§ DATASET CONTENT

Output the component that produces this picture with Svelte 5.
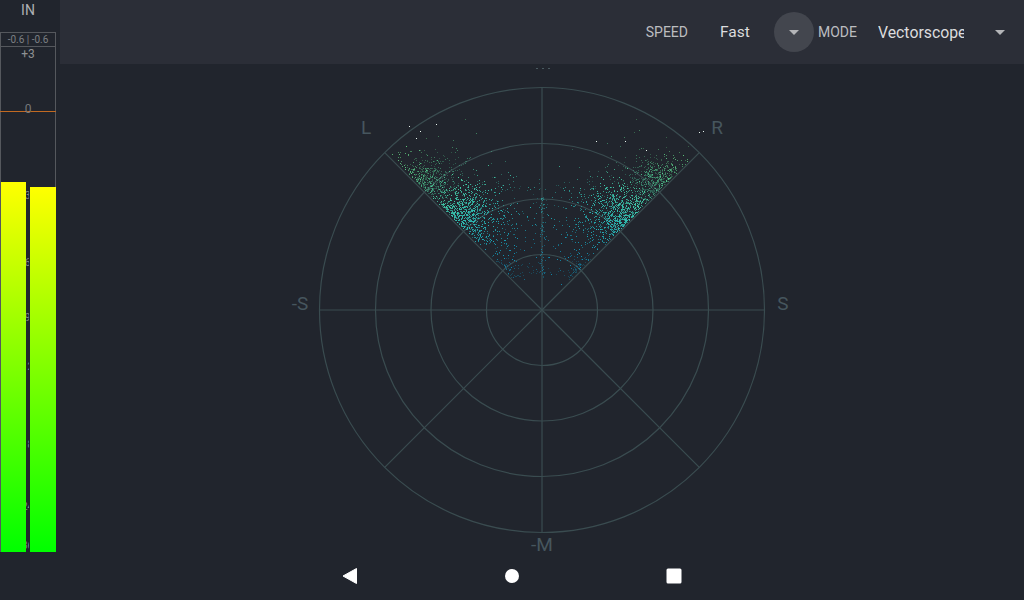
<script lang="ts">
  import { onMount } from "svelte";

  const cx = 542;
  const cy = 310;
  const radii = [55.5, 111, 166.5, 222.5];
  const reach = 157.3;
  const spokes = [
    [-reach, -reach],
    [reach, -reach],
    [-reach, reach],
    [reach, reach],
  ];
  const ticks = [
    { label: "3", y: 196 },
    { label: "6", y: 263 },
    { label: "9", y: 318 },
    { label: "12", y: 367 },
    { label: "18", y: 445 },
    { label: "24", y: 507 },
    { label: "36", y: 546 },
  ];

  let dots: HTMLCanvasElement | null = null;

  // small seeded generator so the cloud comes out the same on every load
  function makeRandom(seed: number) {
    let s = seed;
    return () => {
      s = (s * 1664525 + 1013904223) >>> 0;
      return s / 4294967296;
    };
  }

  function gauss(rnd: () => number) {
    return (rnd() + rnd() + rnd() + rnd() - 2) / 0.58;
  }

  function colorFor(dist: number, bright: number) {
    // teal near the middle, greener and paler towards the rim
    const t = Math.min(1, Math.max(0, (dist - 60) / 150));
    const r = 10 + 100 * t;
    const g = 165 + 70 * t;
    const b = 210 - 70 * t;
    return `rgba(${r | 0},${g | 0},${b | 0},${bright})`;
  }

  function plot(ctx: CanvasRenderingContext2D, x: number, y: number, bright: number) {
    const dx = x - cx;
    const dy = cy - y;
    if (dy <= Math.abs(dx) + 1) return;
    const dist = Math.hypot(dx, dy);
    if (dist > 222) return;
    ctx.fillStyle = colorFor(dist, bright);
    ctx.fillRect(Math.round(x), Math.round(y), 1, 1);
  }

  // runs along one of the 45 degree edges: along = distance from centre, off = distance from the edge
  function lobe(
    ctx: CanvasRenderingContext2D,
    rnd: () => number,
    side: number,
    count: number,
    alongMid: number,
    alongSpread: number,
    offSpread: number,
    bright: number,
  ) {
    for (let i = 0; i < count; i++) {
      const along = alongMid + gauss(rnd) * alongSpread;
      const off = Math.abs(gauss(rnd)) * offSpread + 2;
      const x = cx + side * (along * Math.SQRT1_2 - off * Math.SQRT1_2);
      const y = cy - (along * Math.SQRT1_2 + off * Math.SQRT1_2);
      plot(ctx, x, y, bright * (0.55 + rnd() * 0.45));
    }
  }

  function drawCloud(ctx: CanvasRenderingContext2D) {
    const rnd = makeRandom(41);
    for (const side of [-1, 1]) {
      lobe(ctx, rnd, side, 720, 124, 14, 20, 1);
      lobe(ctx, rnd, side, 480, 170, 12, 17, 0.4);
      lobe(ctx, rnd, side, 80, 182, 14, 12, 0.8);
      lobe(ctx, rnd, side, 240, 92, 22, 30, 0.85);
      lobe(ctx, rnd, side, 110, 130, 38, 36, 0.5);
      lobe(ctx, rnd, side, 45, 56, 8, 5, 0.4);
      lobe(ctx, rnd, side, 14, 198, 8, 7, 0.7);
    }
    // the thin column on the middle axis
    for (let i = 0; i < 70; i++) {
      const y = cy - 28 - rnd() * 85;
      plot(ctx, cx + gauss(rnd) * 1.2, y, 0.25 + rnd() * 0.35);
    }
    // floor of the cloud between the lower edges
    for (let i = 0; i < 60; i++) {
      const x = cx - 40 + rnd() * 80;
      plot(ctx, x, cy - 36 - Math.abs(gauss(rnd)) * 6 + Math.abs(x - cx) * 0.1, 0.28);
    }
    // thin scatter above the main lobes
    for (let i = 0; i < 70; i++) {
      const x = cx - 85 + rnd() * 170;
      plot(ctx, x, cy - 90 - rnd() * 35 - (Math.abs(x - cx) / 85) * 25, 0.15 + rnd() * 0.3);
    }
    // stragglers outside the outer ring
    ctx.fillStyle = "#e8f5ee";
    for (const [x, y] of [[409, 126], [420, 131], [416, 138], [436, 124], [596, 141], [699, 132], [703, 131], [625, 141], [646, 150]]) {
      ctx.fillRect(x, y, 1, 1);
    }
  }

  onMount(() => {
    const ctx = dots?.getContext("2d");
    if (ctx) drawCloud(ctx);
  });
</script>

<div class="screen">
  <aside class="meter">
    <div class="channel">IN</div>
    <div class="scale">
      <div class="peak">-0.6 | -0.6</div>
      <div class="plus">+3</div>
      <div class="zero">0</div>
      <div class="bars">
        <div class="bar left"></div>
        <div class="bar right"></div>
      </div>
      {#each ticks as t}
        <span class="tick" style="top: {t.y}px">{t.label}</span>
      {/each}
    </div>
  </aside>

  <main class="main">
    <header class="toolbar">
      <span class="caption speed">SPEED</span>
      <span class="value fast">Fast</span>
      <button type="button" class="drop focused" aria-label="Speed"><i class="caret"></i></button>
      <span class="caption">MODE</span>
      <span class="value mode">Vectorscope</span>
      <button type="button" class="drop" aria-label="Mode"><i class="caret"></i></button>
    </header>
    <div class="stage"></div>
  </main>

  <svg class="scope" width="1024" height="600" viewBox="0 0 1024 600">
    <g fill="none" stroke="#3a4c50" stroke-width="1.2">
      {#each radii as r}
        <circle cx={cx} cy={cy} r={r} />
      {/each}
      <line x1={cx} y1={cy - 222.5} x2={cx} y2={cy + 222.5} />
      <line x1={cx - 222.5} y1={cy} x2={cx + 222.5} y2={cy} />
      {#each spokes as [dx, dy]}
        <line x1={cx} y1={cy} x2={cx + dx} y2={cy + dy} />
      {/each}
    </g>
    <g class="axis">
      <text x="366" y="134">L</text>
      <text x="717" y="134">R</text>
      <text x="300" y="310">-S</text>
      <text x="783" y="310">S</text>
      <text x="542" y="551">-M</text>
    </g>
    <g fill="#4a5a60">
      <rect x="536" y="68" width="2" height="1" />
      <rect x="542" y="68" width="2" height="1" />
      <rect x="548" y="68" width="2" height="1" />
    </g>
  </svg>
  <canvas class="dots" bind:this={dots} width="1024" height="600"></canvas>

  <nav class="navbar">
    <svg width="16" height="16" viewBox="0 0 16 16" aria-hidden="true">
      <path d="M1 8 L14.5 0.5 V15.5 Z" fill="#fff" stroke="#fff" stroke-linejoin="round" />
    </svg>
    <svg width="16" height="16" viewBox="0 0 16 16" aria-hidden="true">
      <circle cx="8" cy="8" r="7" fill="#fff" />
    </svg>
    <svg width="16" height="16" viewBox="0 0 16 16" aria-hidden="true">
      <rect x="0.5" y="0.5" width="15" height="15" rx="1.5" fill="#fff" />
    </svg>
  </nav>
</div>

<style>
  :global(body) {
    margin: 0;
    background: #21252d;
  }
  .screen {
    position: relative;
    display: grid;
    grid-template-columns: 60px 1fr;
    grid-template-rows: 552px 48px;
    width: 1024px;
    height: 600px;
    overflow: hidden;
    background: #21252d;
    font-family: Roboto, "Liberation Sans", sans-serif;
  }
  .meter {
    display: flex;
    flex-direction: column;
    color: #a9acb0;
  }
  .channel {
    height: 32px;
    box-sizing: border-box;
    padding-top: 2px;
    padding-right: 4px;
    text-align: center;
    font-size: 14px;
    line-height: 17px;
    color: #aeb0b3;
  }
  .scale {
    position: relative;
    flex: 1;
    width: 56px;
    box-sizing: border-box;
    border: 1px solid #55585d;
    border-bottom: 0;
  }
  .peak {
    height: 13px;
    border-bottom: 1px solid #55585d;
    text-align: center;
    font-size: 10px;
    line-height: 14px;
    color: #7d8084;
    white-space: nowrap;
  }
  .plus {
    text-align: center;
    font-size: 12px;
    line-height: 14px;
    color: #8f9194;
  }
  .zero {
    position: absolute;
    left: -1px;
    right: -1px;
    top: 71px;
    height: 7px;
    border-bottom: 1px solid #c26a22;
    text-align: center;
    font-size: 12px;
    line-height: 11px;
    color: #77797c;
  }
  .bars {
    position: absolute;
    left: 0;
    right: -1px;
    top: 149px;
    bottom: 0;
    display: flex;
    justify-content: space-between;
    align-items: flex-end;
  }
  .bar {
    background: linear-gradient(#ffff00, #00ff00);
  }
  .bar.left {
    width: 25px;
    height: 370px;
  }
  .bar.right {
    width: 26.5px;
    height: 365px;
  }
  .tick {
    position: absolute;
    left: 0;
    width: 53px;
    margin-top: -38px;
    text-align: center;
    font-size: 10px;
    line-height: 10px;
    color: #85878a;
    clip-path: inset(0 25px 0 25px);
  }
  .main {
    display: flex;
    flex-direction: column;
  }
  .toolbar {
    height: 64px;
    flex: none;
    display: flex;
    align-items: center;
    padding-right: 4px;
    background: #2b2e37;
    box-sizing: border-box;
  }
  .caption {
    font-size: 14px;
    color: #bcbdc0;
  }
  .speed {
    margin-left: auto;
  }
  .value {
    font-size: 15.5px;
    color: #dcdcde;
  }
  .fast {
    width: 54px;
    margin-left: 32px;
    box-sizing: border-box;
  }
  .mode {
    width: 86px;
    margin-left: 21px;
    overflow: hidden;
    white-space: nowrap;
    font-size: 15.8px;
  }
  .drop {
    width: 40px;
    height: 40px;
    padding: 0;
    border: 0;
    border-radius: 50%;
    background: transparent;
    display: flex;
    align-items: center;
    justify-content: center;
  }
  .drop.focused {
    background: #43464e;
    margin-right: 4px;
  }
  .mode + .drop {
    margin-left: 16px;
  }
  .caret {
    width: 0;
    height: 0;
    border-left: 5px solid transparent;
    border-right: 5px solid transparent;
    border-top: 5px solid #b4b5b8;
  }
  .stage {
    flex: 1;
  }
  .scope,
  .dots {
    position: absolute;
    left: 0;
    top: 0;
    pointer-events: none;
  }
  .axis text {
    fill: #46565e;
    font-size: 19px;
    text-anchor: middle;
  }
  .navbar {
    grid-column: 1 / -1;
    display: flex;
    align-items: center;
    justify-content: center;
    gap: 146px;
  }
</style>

§ THE REQUEST
Copy each line containing the word "this" from the data.

§ RESPONSE TO THE EXERCISE
Output the component that produces this picture with Svelte 5.
  <canvas class="dots" bind:this={dots} width="1024" height="600"></canvas>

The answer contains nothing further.